Doug Barrowman was cleared of any wrongdoing. Picture: Alamy

Axis Ventura was founded by Mr Barrowman which a number of the defendants were directors of.

The prosecutor alleged that Mr Barrowman and five of his associates pocketed the multi-million sum through an invoice for consultancy services which she claimed they inflated or never provided.

She also accused all seven defendants of defrauding the Spanish Treasury by claiming tax relief on the six-figure ‘consultancy fee’ in the company’s 2009 annual return.

During day two of the trial, Mr Barrowman admitted to playing a ‘senior’ role in the £16 million purchase of the French-owned cable factory near Santander.

However, he told the court he had resigned as a director of Axis Ventura and sold his shares in the company two months before the purchase went through.

Other defendants denied the allegations that Axis Ventura’s representatives did no work on the deal and had fabricated the invoice to pocket money from the firm.

Mr Ellis is the only one of the seven defendants who had the misappropriation charge against him dropped before the end of the trial.

Michelle Mone and her husband are also currently being investigated over allegations of fraud.
Michelle Mone and her husband are also currently being investigated over allegations of fraud. Picture: Alamy

The three judges released their ruling on Wednesday, which said there was ‘abundant documentation’ that showed negotiations between Axis and the cable factor’s former owners, proving that services were provided.

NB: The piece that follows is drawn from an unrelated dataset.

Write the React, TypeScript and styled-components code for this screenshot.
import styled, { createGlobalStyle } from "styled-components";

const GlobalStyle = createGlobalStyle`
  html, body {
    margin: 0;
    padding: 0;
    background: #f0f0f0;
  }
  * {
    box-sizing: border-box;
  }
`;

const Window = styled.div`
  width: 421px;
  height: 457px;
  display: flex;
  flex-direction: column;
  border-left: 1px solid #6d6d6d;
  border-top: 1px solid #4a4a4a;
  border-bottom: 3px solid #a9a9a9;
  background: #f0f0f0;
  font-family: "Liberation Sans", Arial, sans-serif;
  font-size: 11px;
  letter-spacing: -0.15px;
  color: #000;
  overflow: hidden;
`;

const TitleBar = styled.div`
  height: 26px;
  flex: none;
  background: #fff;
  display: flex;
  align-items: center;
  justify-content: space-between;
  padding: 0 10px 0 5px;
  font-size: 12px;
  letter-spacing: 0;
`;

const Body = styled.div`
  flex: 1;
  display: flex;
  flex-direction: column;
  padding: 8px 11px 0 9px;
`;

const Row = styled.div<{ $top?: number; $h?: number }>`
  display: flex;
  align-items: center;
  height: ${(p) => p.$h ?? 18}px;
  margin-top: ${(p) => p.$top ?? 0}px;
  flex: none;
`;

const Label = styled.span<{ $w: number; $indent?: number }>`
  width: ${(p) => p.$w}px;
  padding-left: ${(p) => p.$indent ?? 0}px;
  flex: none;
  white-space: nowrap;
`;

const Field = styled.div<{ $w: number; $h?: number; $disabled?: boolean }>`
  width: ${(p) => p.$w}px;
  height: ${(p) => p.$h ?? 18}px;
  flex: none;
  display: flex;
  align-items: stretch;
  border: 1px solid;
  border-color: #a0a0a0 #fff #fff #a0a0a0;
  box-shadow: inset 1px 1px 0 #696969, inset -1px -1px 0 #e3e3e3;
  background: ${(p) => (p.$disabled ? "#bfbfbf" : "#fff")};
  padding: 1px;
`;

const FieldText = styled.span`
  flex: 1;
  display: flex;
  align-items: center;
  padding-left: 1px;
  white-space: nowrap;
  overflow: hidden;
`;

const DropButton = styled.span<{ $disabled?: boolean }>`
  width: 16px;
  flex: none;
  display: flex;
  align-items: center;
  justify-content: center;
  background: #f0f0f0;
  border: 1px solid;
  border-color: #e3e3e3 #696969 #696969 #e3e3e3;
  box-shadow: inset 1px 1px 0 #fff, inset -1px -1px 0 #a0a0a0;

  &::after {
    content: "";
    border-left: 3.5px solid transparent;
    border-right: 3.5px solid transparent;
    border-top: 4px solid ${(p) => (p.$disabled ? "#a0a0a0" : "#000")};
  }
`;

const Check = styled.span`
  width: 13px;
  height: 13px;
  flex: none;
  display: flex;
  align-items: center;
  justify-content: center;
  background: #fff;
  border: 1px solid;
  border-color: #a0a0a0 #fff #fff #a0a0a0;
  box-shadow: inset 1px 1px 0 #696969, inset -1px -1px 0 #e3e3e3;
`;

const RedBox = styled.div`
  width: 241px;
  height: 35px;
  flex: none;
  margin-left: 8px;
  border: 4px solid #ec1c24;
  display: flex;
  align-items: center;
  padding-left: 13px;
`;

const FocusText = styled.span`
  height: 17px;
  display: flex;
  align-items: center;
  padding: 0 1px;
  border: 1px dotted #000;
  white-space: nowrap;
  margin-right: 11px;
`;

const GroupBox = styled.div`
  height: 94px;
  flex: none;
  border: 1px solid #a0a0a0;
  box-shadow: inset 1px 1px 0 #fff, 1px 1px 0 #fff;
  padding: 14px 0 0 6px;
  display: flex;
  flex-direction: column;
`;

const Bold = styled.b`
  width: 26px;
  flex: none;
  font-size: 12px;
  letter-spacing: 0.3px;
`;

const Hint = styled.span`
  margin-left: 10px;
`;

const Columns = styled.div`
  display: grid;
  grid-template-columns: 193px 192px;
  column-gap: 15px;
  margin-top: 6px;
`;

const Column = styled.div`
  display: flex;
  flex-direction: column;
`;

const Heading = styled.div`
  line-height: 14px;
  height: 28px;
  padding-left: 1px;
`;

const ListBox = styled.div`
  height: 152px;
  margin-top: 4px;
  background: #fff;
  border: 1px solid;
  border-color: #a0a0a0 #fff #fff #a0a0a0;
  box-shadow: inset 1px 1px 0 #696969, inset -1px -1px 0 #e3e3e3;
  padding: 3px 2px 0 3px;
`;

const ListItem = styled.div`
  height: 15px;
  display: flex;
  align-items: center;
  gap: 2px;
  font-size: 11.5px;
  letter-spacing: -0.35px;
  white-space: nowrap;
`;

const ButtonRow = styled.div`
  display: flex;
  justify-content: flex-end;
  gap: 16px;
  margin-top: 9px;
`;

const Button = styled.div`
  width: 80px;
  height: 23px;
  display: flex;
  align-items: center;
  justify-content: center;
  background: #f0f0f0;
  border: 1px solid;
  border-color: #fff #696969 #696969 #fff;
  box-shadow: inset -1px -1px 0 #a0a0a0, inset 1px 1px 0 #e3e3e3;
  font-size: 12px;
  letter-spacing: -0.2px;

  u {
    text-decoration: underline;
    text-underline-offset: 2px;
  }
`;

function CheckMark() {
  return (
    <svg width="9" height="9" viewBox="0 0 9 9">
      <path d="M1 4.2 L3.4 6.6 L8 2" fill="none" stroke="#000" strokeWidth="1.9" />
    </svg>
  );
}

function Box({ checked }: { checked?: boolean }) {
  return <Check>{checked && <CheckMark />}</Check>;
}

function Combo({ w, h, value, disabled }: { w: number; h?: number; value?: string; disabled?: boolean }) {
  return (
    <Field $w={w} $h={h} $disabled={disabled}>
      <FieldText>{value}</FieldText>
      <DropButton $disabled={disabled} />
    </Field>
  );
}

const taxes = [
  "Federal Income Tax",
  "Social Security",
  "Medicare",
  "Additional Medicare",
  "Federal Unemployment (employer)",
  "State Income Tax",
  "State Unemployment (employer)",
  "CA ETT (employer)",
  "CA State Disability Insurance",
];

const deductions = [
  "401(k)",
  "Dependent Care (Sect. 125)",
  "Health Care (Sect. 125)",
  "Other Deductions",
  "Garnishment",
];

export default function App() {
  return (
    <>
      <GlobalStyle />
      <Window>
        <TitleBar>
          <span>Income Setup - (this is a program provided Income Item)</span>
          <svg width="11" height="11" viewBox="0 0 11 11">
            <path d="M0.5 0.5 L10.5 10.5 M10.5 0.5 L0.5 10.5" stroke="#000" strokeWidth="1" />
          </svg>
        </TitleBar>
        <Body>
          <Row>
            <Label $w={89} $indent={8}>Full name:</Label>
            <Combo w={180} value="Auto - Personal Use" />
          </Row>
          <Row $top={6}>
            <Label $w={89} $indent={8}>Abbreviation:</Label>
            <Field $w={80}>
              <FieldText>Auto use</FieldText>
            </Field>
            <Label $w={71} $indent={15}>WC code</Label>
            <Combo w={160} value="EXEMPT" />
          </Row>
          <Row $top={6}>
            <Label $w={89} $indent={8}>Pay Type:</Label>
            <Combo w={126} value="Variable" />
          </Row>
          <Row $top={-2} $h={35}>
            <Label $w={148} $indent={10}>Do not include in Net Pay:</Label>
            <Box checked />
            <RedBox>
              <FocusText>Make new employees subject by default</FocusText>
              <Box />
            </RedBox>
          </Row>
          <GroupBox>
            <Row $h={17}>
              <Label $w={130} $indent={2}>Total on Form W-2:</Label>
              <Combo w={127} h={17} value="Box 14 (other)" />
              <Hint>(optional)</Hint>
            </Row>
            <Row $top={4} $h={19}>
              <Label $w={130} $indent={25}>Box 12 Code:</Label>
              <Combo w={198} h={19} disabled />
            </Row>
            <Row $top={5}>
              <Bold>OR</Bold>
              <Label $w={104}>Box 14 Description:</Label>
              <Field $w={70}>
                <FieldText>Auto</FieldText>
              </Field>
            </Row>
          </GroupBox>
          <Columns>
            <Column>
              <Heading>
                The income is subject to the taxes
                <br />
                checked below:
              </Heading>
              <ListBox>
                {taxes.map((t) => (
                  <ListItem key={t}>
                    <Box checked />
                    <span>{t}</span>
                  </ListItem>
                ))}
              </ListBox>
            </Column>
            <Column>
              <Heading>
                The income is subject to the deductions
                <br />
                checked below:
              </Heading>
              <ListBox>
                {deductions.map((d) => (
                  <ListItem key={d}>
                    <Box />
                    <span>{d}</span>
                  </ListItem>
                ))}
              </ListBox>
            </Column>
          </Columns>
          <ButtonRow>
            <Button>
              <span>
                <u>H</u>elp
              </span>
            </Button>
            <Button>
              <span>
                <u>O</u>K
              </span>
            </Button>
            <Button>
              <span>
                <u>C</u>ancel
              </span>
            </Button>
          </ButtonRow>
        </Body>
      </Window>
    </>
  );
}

Judges noted that while the money paid to Axis was ‘disproportionate’ and the operation was ‘strange’ it did not indicate any criminal wrongdoing.

“The prosecution accusation was based specifically on the non-existence of services. The possibility of the criminal consideration of an excessive or disproportionate payment hasn't been touched on,” the judges’ report read.

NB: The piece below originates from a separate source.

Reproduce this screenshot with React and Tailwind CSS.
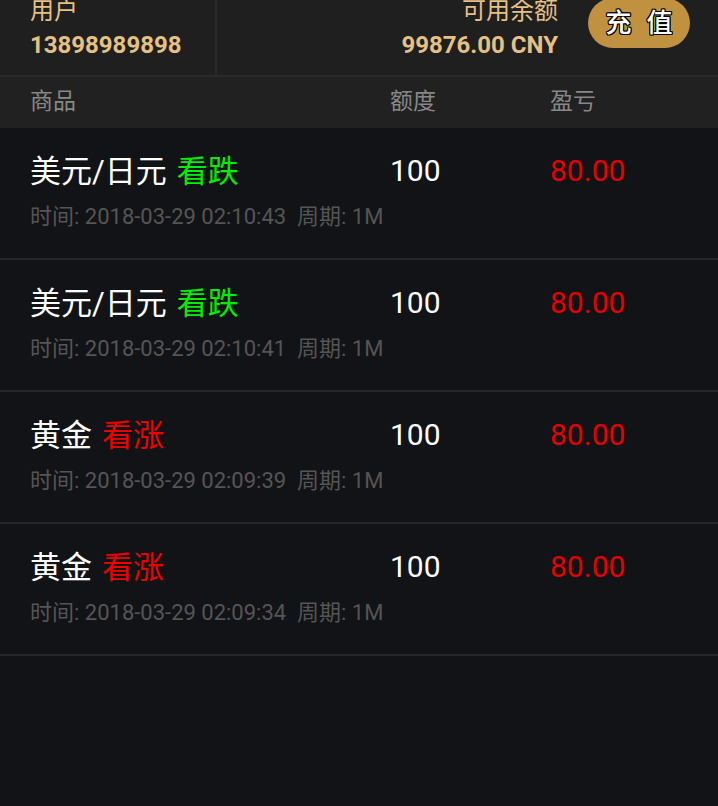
import React from "react";

const font = { fontFamily: "Roboto, 'Noto Sans CJK SC', sans-serif" };

const rows = [
  { name: "美元/日元", dir: "看跌", up: false, time: "2018-03-29 02:10:43" },
  { name: "美元/日元", dir: "看跌", up: false, time: "2018-03-29 02:10:41" },
  { name: "黄金", dir: "看涨", up: true, time: "2018-03-29 02:09:39" },
  { name: "黄金", dir: "看涨", up: true, time: "2018-03-29 02:09:34" },
];

export default function App() {
  return (
    <div
      className="w-[718px] h-[806px] bg-[#121316] overflow-hidden flex flex-col"
      style={font}
    >
      {/* header */}
      <div className="h-[75px] bg-[#1f1f1f] flex shrink-0">
        <div className="w-[217px] border-r-2 border-[#2a2a2a] pl-[30px] flex flex-col">
          <div className="text-[24px] leading-[24px] text-[#e5c183] -mt-[1px]">用户</div>
          <div className="text-[24px] leading-[24px] font-bold text-[#e5c183] mt-[10px]">13898989898</div>
        </div>
        <div className="flex-1 flex justify-end pr-[28px]">
          <div className="flex flex-col items-end">
            <div className="text-[24px] leading-[24px] text-[#e5c183] -mt-[1px]">可用余额</div>
            <div className="text-[24px] leading-[24px] font-bold text-[#e5c183] mt-[10px]">99876.00 CNY</div>
          </div>
          <div className="ml-[30px] w-[102px] h-[50px] -mt-[2px] rounded-full bg-[#c0913f] flex items-center justify-center">
            <span
              className="text-[26px] leading-none text-white font-medium tracking-[15px] pl-[15px] [text-shadow:1px_1px_0_#000,-1px_-1px_0_#000,1px_-1px_0_#000,-1px_1px_0_#000,0_1px_0_#000,0_-1px_0_#000,1px_0_0_#000,-1px_0_0_#000]"
            >
              充值
            </span>
          </div>
        </div>
      </div>
      <div className="h-[2px] bg-[#2a2a2a] shrink-0" />
      {/* column header */}
      <div className="h-[51px] bg-[#212121] flex items-center text-[23px] text-[#888888] shrink-0">
        <div className="w-[390px] pl-[30px]">商品</div>
        <div className="w-[160px]">额度</div>
        <div>盈亏</div>
      </div>
      {/* list */}
      <div className="flex flex-col">
        {rows.map((r, i) => (
          <div key={i} className="h-[132px] border-b-2 border-[#25262a] flex flex-col pt-[25px]">
            <div className="flex items-center h-[36px]">
              <div className="w-[390px] pl-[30px] text-[31px] leading-none text-white whitespace-nowrap">
                {r.name}
                <span className={"ml-[10px] " + (r.up ? "text-[#ee0000]" : "text-[#00ee00]")}>{r.dir}</span>
              </div>
              <div className="w-[160px] text-[30px] leading-none text-white">100</div>
              <div className="text-[30px] leading-none text-[#e60000]">80.00</div>
            </div>
            <div className="pl-[30px] mt-[16px] text-[22px] leading-[24px] text-[#555555] whitespace-pre">
              {"时间: " + r.time + "  周期: 1M"}
            </div>
          </div>
        ))}
      </div>
    </div>
  );
}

The judges also said that while tax relief claimed from the Spanish Treasury could be considered very high but was ‘acceptable’.

It had not been proven that the money paid to Axis ended up in an offshore bank account, as prosecutors had alleged, the judges also ruled in the 26-page document.

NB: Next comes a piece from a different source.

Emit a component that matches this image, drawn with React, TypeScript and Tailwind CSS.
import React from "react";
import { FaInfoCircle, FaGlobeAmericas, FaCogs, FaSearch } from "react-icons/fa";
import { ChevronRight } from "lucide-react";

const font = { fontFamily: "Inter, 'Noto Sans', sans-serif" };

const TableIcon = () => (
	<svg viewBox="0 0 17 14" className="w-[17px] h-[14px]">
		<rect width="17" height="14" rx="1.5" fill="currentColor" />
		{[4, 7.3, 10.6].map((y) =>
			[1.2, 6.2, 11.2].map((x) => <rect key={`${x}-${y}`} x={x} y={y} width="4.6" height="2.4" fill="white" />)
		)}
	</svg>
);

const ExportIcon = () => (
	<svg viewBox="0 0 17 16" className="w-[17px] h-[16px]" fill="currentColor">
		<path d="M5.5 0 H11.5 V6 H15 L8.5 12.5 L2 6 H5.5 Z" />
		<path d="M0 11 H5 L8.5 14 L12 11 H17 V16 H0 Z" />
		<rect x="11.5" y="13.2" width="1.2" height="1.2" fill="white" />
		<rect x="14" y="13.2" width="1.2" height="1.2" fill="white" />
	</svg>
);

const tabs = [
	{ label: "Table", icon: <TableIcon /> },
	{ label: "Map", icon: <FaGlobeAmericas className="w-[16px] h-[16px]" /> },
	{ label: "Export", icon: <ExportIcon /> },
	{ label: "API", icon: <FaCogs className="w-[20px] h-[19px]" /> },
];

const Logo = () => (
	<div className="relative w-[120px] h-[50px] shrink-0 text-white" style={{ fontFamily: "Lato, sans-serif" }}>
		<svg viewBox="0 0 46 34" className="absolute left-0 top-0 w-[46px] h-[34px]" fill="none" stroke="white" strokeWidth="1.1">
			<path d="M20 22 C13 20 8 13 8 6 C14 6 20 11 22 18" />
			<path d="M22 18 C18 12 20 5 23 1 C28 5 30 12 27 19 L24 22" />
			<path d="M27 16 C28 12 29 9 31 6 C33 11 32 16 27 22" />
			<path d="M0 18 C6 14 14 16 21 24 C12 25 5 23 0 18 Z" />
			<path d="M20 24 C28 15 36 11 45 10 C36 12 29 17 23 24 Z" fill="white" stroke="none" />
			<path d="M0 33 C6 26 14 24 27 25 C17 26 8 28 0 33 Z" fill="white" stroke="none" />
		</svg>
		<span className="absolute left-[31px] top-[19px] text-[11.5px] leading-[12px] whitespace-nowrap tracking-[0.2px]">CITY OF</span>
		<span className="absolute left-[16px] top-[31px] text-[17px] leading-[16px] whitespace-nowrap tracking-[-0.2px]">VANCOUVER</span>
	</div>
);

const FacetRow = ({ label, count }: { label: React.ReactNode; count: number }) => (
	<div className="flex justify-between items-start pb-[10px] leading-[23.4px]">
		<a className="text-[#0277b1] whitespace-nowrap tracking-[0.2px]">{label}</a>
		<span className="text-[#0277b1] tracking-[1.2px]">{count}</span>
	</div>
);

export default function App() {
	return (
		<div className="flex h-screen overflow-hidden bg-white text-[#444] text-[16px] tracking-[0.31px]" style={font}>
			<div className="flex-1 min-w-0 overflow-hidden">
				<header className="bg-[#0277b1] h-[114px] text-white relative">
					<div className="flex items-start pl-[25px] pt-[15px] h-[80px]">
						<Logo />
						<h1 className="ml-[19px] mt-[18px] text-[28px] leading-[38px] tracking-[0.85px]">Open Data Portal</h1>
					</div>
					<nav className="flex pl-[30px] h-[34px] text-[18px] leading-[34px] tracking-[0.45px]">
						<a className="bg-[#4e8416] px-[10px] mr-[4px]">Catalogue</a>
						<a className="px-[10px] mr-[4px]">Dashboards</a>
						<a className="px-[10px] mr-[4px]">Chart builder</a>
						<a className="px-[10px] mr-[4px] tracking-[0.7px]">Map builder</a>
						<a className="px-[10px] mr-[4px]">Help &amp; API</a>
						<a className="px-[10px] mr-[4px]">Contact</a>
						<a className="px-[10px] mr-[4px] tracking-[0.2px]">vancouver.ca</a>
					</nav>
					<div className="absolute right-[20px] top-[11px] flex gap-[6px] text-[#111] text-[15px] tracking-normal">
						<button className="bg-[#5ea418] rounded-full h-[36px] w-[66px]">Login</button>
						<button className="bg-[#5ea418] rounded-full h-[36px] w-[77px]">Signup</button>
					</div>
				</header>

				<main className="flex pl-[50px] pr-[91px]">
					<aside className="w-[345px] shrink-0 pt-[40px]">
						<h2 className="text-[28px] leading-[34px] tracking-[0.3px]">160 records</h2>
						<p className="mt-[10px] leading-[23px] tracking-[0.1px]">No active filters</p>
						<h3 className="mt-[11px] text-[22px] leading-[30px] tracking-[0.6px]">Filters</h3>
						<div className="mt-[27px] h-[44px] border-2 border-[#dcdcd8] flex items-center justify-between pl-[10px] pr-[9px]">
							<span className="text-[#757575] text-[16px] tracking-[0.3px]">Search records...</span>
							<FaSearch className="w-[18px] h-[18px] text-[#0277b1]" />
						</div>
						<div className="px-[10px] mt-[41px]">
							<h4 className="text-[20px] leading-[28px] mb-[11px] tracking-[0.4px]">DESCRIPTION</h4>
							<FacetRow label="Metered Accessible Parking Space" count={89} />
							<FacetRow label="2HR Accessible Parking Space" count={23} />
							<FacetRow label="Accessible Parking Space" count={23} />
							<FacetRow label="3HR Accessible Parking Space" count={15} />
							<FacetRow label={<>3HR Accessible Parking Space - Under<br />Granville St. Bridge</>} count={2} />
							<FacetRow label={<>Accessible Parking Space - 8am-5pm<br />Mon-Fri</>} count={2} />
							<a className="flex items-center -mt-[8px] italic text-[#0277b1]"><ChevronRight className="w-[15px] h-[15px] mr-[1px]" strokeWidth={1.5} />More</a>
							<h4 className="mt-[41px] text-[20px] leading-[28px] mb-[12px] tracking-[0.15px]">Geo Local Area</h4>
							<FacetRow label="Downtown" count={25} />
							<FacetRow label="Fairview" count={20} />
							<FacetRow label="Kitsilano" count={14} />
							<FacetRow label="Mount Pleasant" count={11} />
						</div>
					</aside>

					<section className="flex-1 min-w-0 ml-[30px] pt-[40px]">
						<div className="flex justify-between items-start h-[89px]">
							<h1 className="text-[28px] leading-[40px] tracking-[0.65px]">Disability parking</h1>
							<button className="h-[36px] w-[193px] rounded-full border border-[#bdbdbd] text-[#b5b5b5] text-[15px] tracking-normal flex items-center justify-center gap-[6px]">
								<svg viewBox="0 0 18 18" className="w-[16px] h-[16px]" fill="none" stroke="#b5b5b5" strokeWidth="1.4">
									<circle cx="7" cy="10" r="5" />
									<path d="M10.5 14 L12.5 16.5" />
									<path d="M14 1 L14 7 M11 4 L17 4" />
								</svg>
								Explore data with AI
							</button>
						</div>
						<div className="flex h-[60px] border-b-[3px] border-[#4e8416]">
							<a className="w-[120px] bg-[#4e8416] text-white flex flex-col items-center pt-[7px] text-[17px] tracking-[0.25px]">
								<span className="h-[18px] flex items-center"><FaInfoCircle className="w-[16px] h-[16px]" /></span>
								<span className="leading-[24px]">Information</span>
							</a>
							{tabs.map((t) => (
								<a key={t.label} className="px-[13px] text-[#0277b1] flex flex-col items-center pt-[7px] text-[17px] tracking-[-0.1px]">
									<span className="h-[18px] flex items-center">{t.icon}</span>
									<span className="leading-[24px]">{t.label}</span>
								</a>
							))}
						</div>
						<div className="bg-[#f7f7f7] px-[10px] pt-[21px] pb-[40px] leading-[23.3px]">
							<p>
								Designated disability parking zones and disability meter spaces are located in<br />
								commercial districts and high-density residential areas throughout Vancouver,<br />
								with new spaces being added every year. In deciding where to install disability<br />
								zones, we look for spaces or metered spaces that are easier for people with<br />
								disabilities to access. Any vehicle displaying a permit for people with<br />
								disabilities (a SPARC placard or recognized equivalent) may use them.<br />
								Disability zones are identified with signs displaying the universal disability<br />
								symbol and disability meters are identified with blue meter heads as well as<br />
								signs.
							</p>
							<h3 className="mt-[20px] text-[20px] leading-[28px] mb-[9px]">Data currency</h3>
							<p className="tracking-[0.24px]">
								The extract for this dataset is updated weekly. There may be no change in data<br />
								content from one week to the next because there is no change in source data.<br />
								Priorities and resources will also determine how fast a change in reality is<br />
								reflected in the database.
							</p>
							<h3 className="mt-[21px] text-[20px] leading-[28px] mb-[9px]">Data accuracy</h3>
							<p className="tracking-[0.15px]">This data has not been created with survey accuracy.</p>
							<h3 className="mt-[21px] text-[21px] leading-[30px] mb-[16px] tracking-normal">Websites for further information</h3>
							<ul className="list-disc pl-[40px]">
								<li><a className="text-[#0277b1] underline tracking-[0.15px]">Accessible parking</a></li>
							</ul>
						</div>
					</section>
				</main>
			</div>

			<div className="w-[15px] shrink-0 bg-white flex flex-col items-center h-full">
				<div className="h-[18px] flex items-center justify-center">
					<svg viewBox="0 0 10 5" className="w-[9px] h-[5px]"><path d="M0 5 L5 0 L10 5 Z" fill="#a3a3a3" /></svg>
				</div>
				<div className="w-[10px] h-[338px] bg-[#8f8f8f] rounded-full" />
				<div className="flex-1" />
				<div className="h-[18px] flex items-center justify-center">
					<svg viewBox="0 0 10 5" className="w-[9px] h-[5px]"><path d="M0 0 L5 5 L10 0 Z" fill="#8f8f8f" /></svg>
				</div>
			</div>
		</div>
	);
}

It comes after it emerged in January that Mr Barrowman and his wife Michelle Mone had £75m in assets frozen by prosecutors amid an ongoing probe into allegations of fraud.

The pair’s assets were frozen or restrained by a court order as they face an investigation by the National Crime Agency (NCA) into alleged PPE fraud.

The allegations surround PPE Medpro - a company that the couple is close to - which was awarded more than £200m to supply the government with protective medical equipment amid the Covid-19 pandemic.

Medpro is accused of delivering faulty PPE to the government during the pandemic after it was awarded an £81 million contract in June and later a £121 million contract for surgical gowns.

Mone and Barrowman have both denied the allegations against them and say the gowns were supplied in accordance with the contract.